The solar open access market installed 628 MW of capacity in the first half (1H) of 2021, a 12-fold growth compared to 47 MW installed in the same period last year. Uttar Pradesh led the way with the highest installations in 1H 2021, followed by Maharashtra and Tamil Nadu.
According to the report, Uttar Pradesh, Rajasthan, and Chhattisgarh currently have conducive open access policies. The commercial segment also has potential for captive open access projects in Maharashtra.
As of June 30, 2021, Karnataka is the largest market for solar open access cumulatively, followed by Rajasthan, Madhya Pradesh, Andhra Pradesh, and Tamil Nadu. The top five states account for 73% of the total solar open access market in India.
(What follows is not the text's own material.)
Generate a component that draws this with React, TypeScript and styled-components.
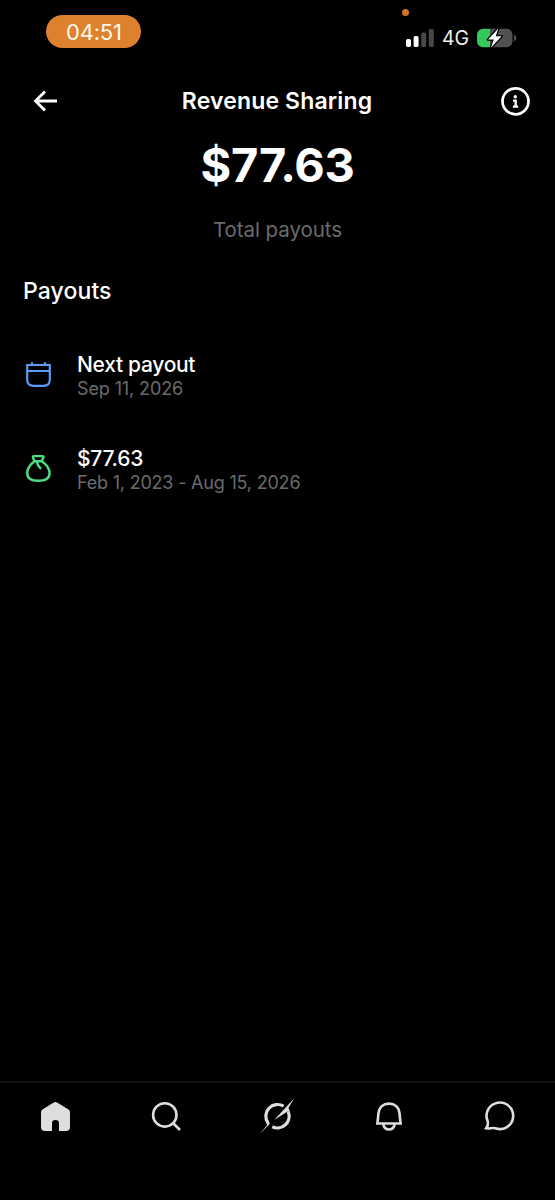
import React from "react";
import styled, { createGlobalStyle } from "styled-components";

const GlobalStyle = createGlobalStyle`
  * { box-sizing: border-box; }
  body { margin: 0; background: #000; }
  h1, h2 { margin: 0; }
`;

const Screen = styled.div`
  width: 555px;
  height: 1200px;
  display: flex;
  flex-direction: column;
  background: #000;
  color: #fff;
  font-family: Inter, "Liberation Sans", sans-serif;
  overflow: hidden;
`;

const StatusBar = styled.div`
  height: 76px;
  display: flex;
  justify-content: space-between;
  align-items: flex-start;
  padding: 0 38px 0 46.4px;
`;

const TimePill = styled.div`
  margin-top: 15px;
  width: 95px;
  height: 33px;
  border-radius: 17px;
  background: #de812f;
  display: flex;
  align-items: center;
  justify-content: center;
  font-size: 22px;
  font-weight: 400;
  letter-spacing: -0.2px;
  color: #fff6ea;
`;

const StatusIcons = styled.div`
  position: relative;
  margin-top: 26px;
  height: 23px;
  display: flex;
  align-items: center;
`;

const RecordingDot = styled.span`
  position: absolute;
  left: -4px;
  top: -17px;
  width: 7px;
  height: 7px;
  border-radius: 50%;
  background: #d0762b;
`;

const Network = styled.span`
  width: 27px;
  margin: 1px 8px 0;
  font-size: 19.5px;
  line-height: 23px;
  letter-spacing: -0.1px;
  color: #eee;
`;

const Header = styled.header`
  height: 50px;
  display: grid;
  grid-template-columns: 30px 1fr 31px;
  align-items: center;
  justify-items: center;
  padding: 0 24px 0 30px;
`;

const Title = styled.h1`
  margin-right: 6px;
  font-size: 23px;
  line-height: 30px;
  font-weight: 600;
  letter-spacing: 0.15px;
  white-space: nowrap;
`;

const Text = styled.div<{ $size: number; $line: number; $weight?: number; $track?: number; $muted?: boolean }>`
  font-size: ${(p) => p.$size}px;
  line-height: ${(p) => p.$line}px;
  font-weight: ${(p) => p.$weight ?? 400};
  letter-spacing: ${(p) => p.$track ?? 0}px;
  color: ${(p) => (p.$muted ? "#6b6b6d" : "#fff")};
  white-space: nowrap;
`;

const Summary = styled.section`
  display: flex;
  flex-direction: column;
  align-items: center;
  padding-top: 12px;
  gap: 25px;
`;

const Payouts = styled.section`
  flex: 1;
  padding: 33px 23px 0;
`;

const PayoutList = styled.div`
  margin-top: 45px;
  display: flex;
  flex-direction: column;
  gap: 44px;
`;

const Row = styled.div`
  height: 50px;
  display: flex;
  align-items: center;
  gap: 23px;
`;

const RowText = styled.div`
  display: flex;
  flex-direction: column;
`;

const TabBar = styled.nav`
  height: 119px;
  border-top: 2px solid #131313;
  display: grid;
  grid-template-columns: repeat(5, 1fr);
  justify-items: center;
  align-items: start;
  padding-top: 17px;
`;

const Icon = styled.svg`
  display: block;
  flex: none;
  overflow: visible;
`;

const RowIcon = styled(Icon)`
  margin-bottom: 3px;
`;

const tabProps = { width: 33, height: 33, viewBox: "0 0 33 33", fill: "none", stroke: "#dedede", strokeWidth: 2.6 };

export default function App() {
  return (
    <>
      <GlobalStyle />
      <Screen>
        <StatusBar>
          <TimePill>04:51</TimePill>
          <StatusIcons>
            <RecordingDot />
            <Icon width="28" height="20" viewBox="0 0 28 20">
              <rect x="0" y="11" width="5" height="8" rx="1.7" fill="#fff" />
              <rect x="7.6" y="8" width="5" height="11" rx="1.7" fill="#fff" />
              <rect x="15.2" y="4.5" width="5" height="14.5" rx="1.7" fill="#48484a" />
              <rect x="22.8" y="1" width="5" height="18" rx="1.7" fill="#48484a" />
            </Icon>
            <Network>4G</Network>
            <Icon width="40" height="20" viewBox="0 0 40 20">
              <path d="M6 .7H13V19.3H6A6 6 0 0 1 0 13.300V6.700A6 6 0 0 1 6 .7Z" fill="#34c759" />
              <path d="M13 .7H29.500A6 6 0 0 1 35.500 6.700V13.300A6 6 0 0 1 29.500 19.300H13Z" fill="#515153" />
              <path d="M37 6.700Q39.500 7.500 39.500 10T37 13.300Z" fill="#515153" />
              <path d="M21.300 .5L11 11.600H16.800L13.900 19.700L24.600 8.300H18.700Z" fill="#fff" stroke="#000" strokeWidth="2.6" paintOrder="stroke" strokeLinejoin="round" />
            </Icon>
          </StatusIcons>
        </StatusBar>

        <Header>
          <Icon width="30" height="30" viewBox="0 0 30 30" fill="none" stroke="#fff" strokeWidth="2.8">
            <path d="M27 15H5.500M15 5.500L5.500 15L15 24.500" />
          </Icon>
          <Title>Revenue Sharing</Title>
          <Icon width="31" height="31" viewBox="0 0 31 31" fill="none" stroke="#fff">
            <circle cx="15.500" cy="15.300" r="13" strokeWidth="2.7" />
            <circle cx="15.300" cy="10.700" r="1.700" fill="#fff" stroke="none" />
            <path d="M13 14.700H15.700V20.700M12.900 20.700H18.200" strokeWidth="2.300" />
          </Icon>
        </Header>

        <Summary>
          <Text $size={47} $line={54} $weight={650} $track={-0.3}>$77.63</Text>
          <Text $size={20.5} $line={26} $track={-0.05} $muted>Total payouts</Text>
        </Summary>

        <Payouts>
          <Text as="h2" $size={23} $line={30} $weight={500} $track={0.1}>Payouts</Text>
          <PayoutList>
            <Row>
              <RowIcon width="31" height="31" viewBox="0 0 31 31" fill="none" stroke="#5a9cf5" strokeWidth="2.200">
                <path d="M4.200 6H26.800V20.500Q26.800 26.800 20.500 26.800H10.500Q4.200 26.800 4.200 20.500ZM4.200 12H26.800M9 3.200V6M22 3.200V6" />
              </RowIcon>
              <RowText>
                <Text $size={21} $line={25} $weight={500} $track={-0.3}>Next payout</Text>
                <Text $size={18} $line={24} $track={-0.12} $muted>Sep 11, 2026</Text>
              </RowText>
            </Row>
            <Row>
              <RowIcon width="31" height="31" viewBox="0 0 31 31" fill="none" stroke="#4ade80" strokeWidth="2.400" strokeLinejoin="round">
                <path d="M11.500 8.200L10 4.700Q9.500 3.100 11.200 3.100H19.200Q21 3.100 20.300 4.700L18.700 8.200ZM11.500 8.200C7 11.500 4.200 15.500 4.200 20C4.200 25.500 9 27.800 15.300 27.800S26.600 25.500 26.600 20C26.600 15.500 23.500 11.500 18.700 8.200M14 8.700Q14.500 13.500 18.300 15.700" />
              </RowIcon>
              <RowText>
                <Text $size={21} $line={25} $weight={500} $track={-0.25}>$77.63</Text>
                <Text $size={18} $line={24} $track={-0.2} $muted>Feb 1, 2023 - Aug 15, 2026</Text>
              </RowText>
            </Row>
          </PayoutList>
        </Payouts>

        <TabBar>
          <Icon {...tabProps}>
            <path d="M14.700 2.500Q16.400 1.400 18.100 2.500L29.200 9.300Q31 10.400 31 12.500V27Q31 31 27 31H20V23.200Q20 20 16.500 20T13 23.200V31H6Q2 31 2 27V12.500Q2 10.400 3.800 9.300Z" fill="#dedede" stroke="none" />
          </Icon>
          <Icon {...tabProps}>
            <circle cx="14.800" cy="14.900" r="11.700" />
            <path d="M23 23L30 30" />
          </Icon>
          <Icon {...tabProps}>
            <path d="M22.600 6.200A11.700 11.700 0 0 0 7 23M27.100 11.400A11.700 11.700 0 0 1 11.300 26.700" strokeWidth="3.200" />
            <path d="M5.300 22L6.300 25L-1.700 34.300L8.800 24L7.500 21ZM33 -1.500L13.200 20L25.700 12L28.600 10.700L27.500 8Z" fill="#dedede" stroke="none" />
          </Icon>
          <Icon {...tabProps}>
            <path d="M5.400 23.500L6.500 13.500C7 7 11.300 3.600 17 3.600S27 7 27.500 13.500L28.600 23.500Z" />
            <path d="M11.300 24Q12 29.500 17 29.500T22.600 24" />
          </Icon>
          <Icon {...tabProps}>
            <path d="M3.200 28.300C4.700 26.500 5.300 24.300 4.700 21.200A13.300 13.300 0 1 1 12.300 28.300C9 27.400 6.500 29 3.200 28.300Z" />
          </Icon>
        </TabBar>
      </Screen>
    </>
  );
}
According to the report, the demand for procuring renewables in the open access market has increased every quarter. Many corporates are trying to meet their power demands through renewable energy sources.
However, regulatory inconsistency and policy U-turns have hindered the growth of the open access market. State governments are also levying new charges or increasing the existing charges to avoid losing high-paying consumers.
Open access project developers believe uniform regulations across states and long-term policies without retroactive changes and charges are necessary for the market to scale.
The average open access tariff in the states covered in this report ranged from ₹3.50 to ₹5.00 ($0.047- 0.068)/kWh with a yearly escalation of 1-2% depending on contract terms.
“DISCOMS need to realize that the demand for renewables cannot be curtailed and have to reconsider the consumer’s right to combatting climate change and choosing their suppliers of power. The power demand from commercial and industrial entities is growing, and eventually, the states will have to invest in new power generation. On the other hand, open access will not only generate revenue without DISCOMs investing but also bring in huge capital from around the globe,” said Priya Sanjay, Managing Director of Mercom India.
The report also provides insight into short-term transactions such as day-ahead market (DAM), bilateral contracts, and real-time market (RTM) within the open access segment. The top five states are compared based on the electricity sold and purchased through each model.
Uttar Pradesh was the top seller in the DAM market in Q1 2021, while Gujarat was the leading purchaser in the DAM market in Q1 2021. The top markets for real-time and bilateral markets are covered in the report.
C&I entities are trying to meet a significant portion of their power demand through renewable energy sources with global commitments like RE100, Science-Based Targets initiative (SBTi), and environmental, social, and governance (ESG). Lack of sufficient space to meet a more significant percentage of power demand has led many corporates to opt for open access. The need for procuring renewables in the open market has only been growing every quarter, the report noted.